■ SET PROBLEM
In the material below, find each line holding the string "styles" and copy it.
****************************************
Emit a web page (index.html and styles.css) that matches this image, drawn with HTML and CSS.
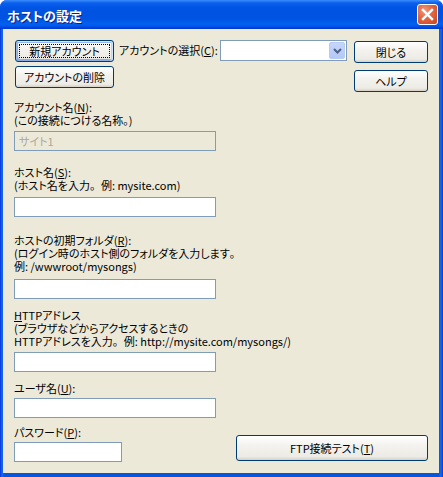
FILE: index.html
```html
<!DOCTYPE html>
<html lang="ja">
<head>
    <meta charset="UTF-8">
    <title>ホストの設定</title>
    <link rel="stylesheet" href="styles.css">
</head>
<body>

    <div class="window">
        <div class="titlebar">
            <span class="title">ホストの設定</span>
            <span class="close">
                <svg width="21" height="21" viewBox="0 0 21 21">
                    <line x1="6" y1="6" x2="15" y2="15" stroke="#fff" stroke-width="2.4" stroke-linecap="square"/>
                    <line x1="15" y1="6" x2="6" y2="15" stroke="#fff" stroke-width="2.4" stroke-linecap="square"/>
                </svg>
            </span>
        </div>

        <div class="client">
            <div class="top">
                <div class="btn-col">
                    <button class="btn default"><span class="focus">新規アカウント</span></button>
                    <button class="btn">アカウントの削除</button>
                </div>
                <span class="select-label">アカウントの選択(<u>C</u>):</span>
                <div class="combo">
                    <span class="combo-arrow">
                        <svg width="9" height="6" viewBox="0 0 9 6">
                            <polyline points="1,1 4.5,4.5 8,1" fill="none" stroke="#4d6185" stroke-width="2"/>
                        </svg>
                    </span>
                </div>
                <div class="btn-col right">
                    <button class="btn">閉じる</button>
                    <button class="btn">ヘルプ</button>
                </div>
            </div>

            <div class="field f1">
                <div class="field-label">アカウント名(<u>N</u>):<br>(この接続につける名称<span class="fw">。</span>)</div>
                <div class="text disabled i1">サイト1</div>
            </div>

            <div class="field f2">
                <div class="field-label">ホスト名(<u>S</u>):<br>(ホスト名を入力<span class="fw">。</span>例: mysite.com)</div>
                <div class="text i2"></div>
            </div>

            <div class="field f3">
                <div class="field-label">ホストの初期フォルダ(<u>R</u>):<br>(ログイン時のホスト側のフォルダを入力します<span class="fw">。</span><br>例: /wwwroot/mysongs)</div>
                <div class="text i3"></div>
            </div>

            <div class="field f4">
                <div class="field-label"><u>H</u>TTPアドレス<br>(ブラウザなどからアクセスするときの<br>HTTPアドレスを入力<span class="fw">。</span>例: http://mysite.com/mysongs/)</div>
                <div class="text i4"></div>
            </div>

            <div class="field f5">
                <div class="field-label">ユーザ名(<u>U</u>):</div>
                <div class="text i5"></div>
            </div>

            <div class="bottom">
                <div class="field f6">
                    <div class="field-label">パスワード(<u>P</u>):</div>
                    <div class="text short i6"></div>
                </div>
                <button class="btn test">FTP接続テスト(<u>T</u>)</button>
            </div>
        </div>
    </div>

</body>
</html>
```

FILE: styles.css
```css
body {
    margin: 0;
    background-color: #ffffff;
    font-family: "Noto Sans CJK JP", sans-serif;
    font-size: 11px;
    font-feature-settings: "palt";
    color: #000;
}

.window {
    width: 443px;
    height: 477px;
    display: flex;
    flex-direction: column;
    background: linear-gradient(to right, #0831d9 0, #166aee 2px, #0855dd 4px, #0855dd 439px, #166aee 441px, #0831d9 443px);
    border-radius: 7px 7px 0 0;
    overflow: hidden;
    box-sizing: border-box;
}

.titlebar {
    height: 29px;
    flex-shrink: 0;
    display: flex;
    align-items: center;
    justify-content: space-between;
    padding: 0 5px 0 7px;
    background: linear-gradient(to bottom, #3b8dfa 0, #0a5fee 3px, #0054e3 8px, #0052e0 18px, #0360f0 24px, #0058ec 26px, #003dd7 28px, #003dd7 29px);
}

.title {
    color: #fff;
    font-weight: bold;
    font-size: 13px;
    text-shadow: 1px 1px 0 #0a1e8c;
    margin-top: 1px;
}

.close {
    width: 21px;
    height: 21px;
    box-sizing: border-box;
    border: 1px solid #fff;
    border-radius: 3px;
    background: radial-gradient(circle at 35% 30%, #f09a80 0, #e36a44 40%, #c8431d 100%);
    display: flex;
}

.close svg {
    margin: -1px;
}

.client {
    flex: 1;
    margin: 0 4px 4px 3px;
    background-color: #ece9d8;
    padding: 11px 11px 0 11px;
    display: flex;
    flex-direction: column;
}

u {
    text-decoration: underline;
    text-underline-offset: 1px;
}

.fw {
    font-feature-settings: normal;
}

/* buttons */

.btn {
    position: relative;
    height: 22px;
    padding: 0;
    font-family: inherit;
    font-size: 11px;
    font-feature-settings: "palt";
    white-space: nowrap;
    color: #000;
    border: 1px solid #003c74;
    border-radius: 3px;
    background: linear-gradient(to bottom, #ffffff 0, #f3f2ee 40%, #ecebe5 86%, #d8d0c4 100%);
    box-sizing: border-box;
}

.btn.default {
    box-shadow: inset -1px 1px #cee7ff, inset 1px 2px #98b8ea, inset -2px 0 #bcd4f6, inset 1px -1px #89ade4, inset 2px -2px #89ade4;
}

.btn.default .focus::after {
    content: "";
    position: absolute;
    left: 3px;
    right: 3px;
    top: 3px;
    bottom: 3px;
    border: 1px dotted #000;
}

.top {
    display: flex;
    align-items: flex-start;
}

.btn-col {
    display: flex;
    flex-direction: column;
    gap: 4px;
    width: 99px;
    margin-left: 1px;
}

.btn-col .btn {
    width: 100%;
}

.btn-col.right {
    width: 74px;
    margin-left: 7px;
    margin-top: 1px;
    gap: 7px;
}

.select-label {
    line-height: 21px;
    margin-left: 5px;
    white-space: nowrap;
}

.combo {
    width: 127px;
    height: 21px;
    margin-left: auto;
    box-sizing: border-box;
    border: 1px solid #7f9db9;
    background-color: #fff;
    display: flex;
    justify-content: flex-end;
    padding: 1px;
}

.combo-arrow {
    width: 16px;
    height: 17px;
    border-radius: 2px;
    background: linear-gradient(to bottom, #c6d6fc, #b4c8f6);
    border: 1px solid #b8cbf4;
    box-sizing: border-box;
    display: flex;
    align-items: center;
    justify-content: center;
}

/* form fields */

.field {
    display: flex;
    flex-direction: column;
    align-items: flex-start;
}

.field-label {
    line-height: 13px;
    white-space: nowrap;
}

.text {
    width: 202px;
    height: 20px;
    box-sizing: border-box;
    border: 1px solid #7f9db9;
    background-color: #fff;
    line-height: 18px;
    padding-left: 4px;
}

.text.disabled {
    background-color: #ece9d8;
    color: #aca899;
}

.text.short {
    width: 108px;
}

.f1 { margin-top: 9px; }
.i1 { margin-top: 4px; }
.f2 { margin-top: 15px; }
.i2 { margin-top: 5px; }
.f3 { margin-top: 17px; }
.i3 { margin-top: 6px; }
.f4 { margin-top: 10px; }
.i4 { margin-top: 4px; }
.f5 { margin-top: 10px; }
.i5 { margin-top: 3px; }
.f6 { margin-top: 8px; }
.i6 { margin-top: 3px; }

.bottom {
    display: flex;
    justify-content: space-between;
    align-items: flex-end;
}

.btn.test {
    width: 192px;
    height: 26px;
    margin-bottom: 1px;
}
```
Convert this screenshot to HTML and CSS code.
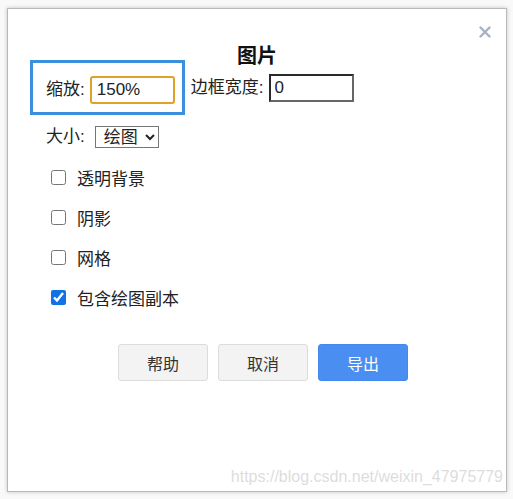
FILE: index.html
```html
<!DOCTYPE html>
<html lang="zh-CN">
<head>
<meta charset="utf-8">
<title>图片</title>
<link rel="stylesheet" href="styles.css">
</head>
<body>
<div class="dialog">
  <svg class="close" width="12" height="12" viewBox="0 0 12 12"><path d="M1.5 1.5 L10.5 10.5 M10.5 1.5 L1.5 10.5" stroke="#a3b1c2" stroke-width="2.4" stroke-linecap="round"/></svg>
  <div class="title">图片</div>
  <div class="row-zoom">
    <div class="highlight">
      <span class="label">缩放:</span>
      <input class="field field-zoom" type="text" value="150%">
    </div>
    <div class="border-group">
      <span class="label">边框宽度:</span>
      <input class="field field-border" type="text" value="0">
    </div>
  </div>
  <div class="row-size">
    <span class="label">大小:</span>
    <select class="size-select"><option>绘图</option></select>
  </div>
  <div class="checks">
    <label class="check"><input type="checkbox"><span>透明背景</span></label>
    <label class="check"><input type="checkbox"><span>阴影</span></label>
    <label class="check"><input type="checkbox"><span>网格</span></label>
    <label class="check"><input type="checkbox" checked><span>包含绘图副本</span></label>
  </div>
  <div class="buttons">
    <button class="btn">帮助</button>
    <button class="btn">取消</button>
    <button class="btn btn-primary">导出</button>
  </div>
</div>
<div class="watermark">https://blog.csdn.net/weixin_47975779</div>
</body>
</html>
```
FILE: styles.css
```css
html, body {
  margin: 0;
  padding: 0;
}
body {
  background: #f9f9f9;
  font-family: "Liberation Sans", "Noto Sans CJK SC", sans-serif;
  color: #222;
  width: 513px;
  height: 499px;
  position: relative;
  overflow: hidden;
}
.dialog {
  position: relative;
  box-sizing: border-box;
  margin: 8px 0 0 7px;
  width: 500px;
  height: 484px;
  background: #fff;
  border: 1px solid #b9b9b9;
  box-shadow: 0 0 4px rgba(0,0,0,0.22);
  padding: 41px 0 0 22px;
}
.close {
  position: absolute;
  top: 17px;
  right: 15px;
}
.title {
  text-align: center;
  font-size: 20px;
  font-weight: bold;
  line-height: 10px;
  height: 10px;
  color: #111;
  padding-right: 22px;
  padding-top: 1px;
  margin-bottom: -1px;
}
.label {
  font-size: 17px;
  line-height: 22px;
  color: #222;
}
.row-zoom {
  display: flex;
  align-items: flex-start;
}
.highlight {
  display: flex;
  align-items: center;
  gap: 5px;
  border: 3px solid #3b8fdc;
  padding: 13px 7px 8px 13px;
}
.border-group {
  display: flex;
  align-items: center;
  gap: 6px;
  margin: 14px 0 0 6px;
}
.field {
  box-sizing: border-box;
  height: 28px;
  width: 85px;
  font-family: "Liberation Sans", "Noto Sans CJK SC", sans-serif;
  font-size: 17px;
  color: #222;
  padding: 0 5px;
  outline: none;
  background: #fff;
}
.field-zoom {
  border: 2px solid #e0a125;
  border-radius: 3px;
}
.field-border {
  border: 2px solid #2a2a2a;
  border-right-color: #666;
  border-bottom-color: #666;
  padding-left: 3px;
}
.row-size {
  display: flex;
  align-items: center;
  gap: 10px;
  margin: 11px 0 0 16px;
}
.size-select {
  box-sizing: border-box;
  width: 64px;
  height: 22px;
  font-family: "Liberation Sans", "Noto Sans CJK SC", sans-serif;
  font-size: 17px;
  color: #222;
  border: 1px solid #767676;
  border-radius: 0;
  background: #fff;
  padding: 0 0 0 4px;
}
.checks {
  margin: 9px 0 0 21px;
  display: flex;
  flex-direction: column;
}
.check {
  display: flex;
  align-items: center;
  height: 40px;
  font-size: 17px;
  color: #222;
}
.check input {
  width: 15px;
  height: 15px;
  margin: 0 11px 0 0;
  accent-color: #0f72e6;
}
.buttons {
  display: flex;
  gap: 10px;
  margin: 27px 0 0 88px;
}
.btn {
  box-sizing: border-box;
  width: 90px;
  height: 37px;
  border: 1px solid #dcdcdc;
  border-radius: 3px;
  background: #f3f3f3;
  color: #333;
  font-family: "Liberation Sans", "Noto Sans CJK SC", sans-serif;
  font-size: 16px;
  padding: 0;
}
.btn-primary {
  background: #4a8ef2;
  border-color: #4488ec;
  color: #fff;
}
.watermark {
  position: absolute;
  right: 10px;
  top: 468px;
  font-size: 16px;
  color: rgba(205,205,205,0.7);
  font-family: "Liberation Sans", sans-serif;
  white-space: nowrap;
}
```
****************************************
■ FINISHED TASK
Emit a web page (index.html and styles.css) that matches this image, drawn with HTML and CSS.
    <link rel="stylesheet" href="styles.css">
FILE: styles.css
<link rel="stylesheet" href="styles.css">
FILE: styles.css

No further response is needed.